A partir de l’analyse des ouvrages de plusieurs écrivains et philosophes de la deuxième moitié du vingtième siècle, cette thèse vise à développer une conception détaillée et systématique d’un aspect sous-estimé dans le champ des études utopiques : le rapport entre utopie, poésie et souveraineté. Plus précisément on entend montrer comment, dans le monde contemporain, marqué par l’apparition des totalitarismes, la forme poétique peut – sous des conditions précises – constituer une ressource essentielle pour relancer l’utopie et sa vocation émancipatrice. Cette démonstration conjugue deux mouvements.

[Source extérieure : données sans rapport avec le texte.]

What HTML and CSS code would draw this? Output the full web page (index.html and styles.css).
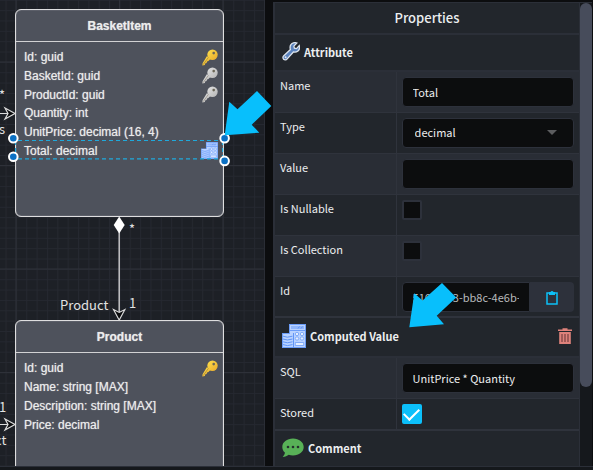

Dans un premier temps, il s’agit d’analyser dans les détails les travaux d’un des protagonistes du renouvellement actuel des études sur l’utopie, Miguel Abensour, et de confronter son approche avec celles plus communément utilisées par les spécialistes du domaine utopique (Macherey, Moreau, Mannheim). Abensour a le mérite d’avoir étudié le processus qui peut conduire l’émancipation à se retourner en son contraire, et d’avoir réfléchi sur certaines stratégies utilisées par des utopistes afin d’éviter un tel retournement. En ce sens, les articles où il défend l’exigence de libérer l’utopie du mythe et de la volonté de souveraineté constituent des points de repère neufs et stimulants.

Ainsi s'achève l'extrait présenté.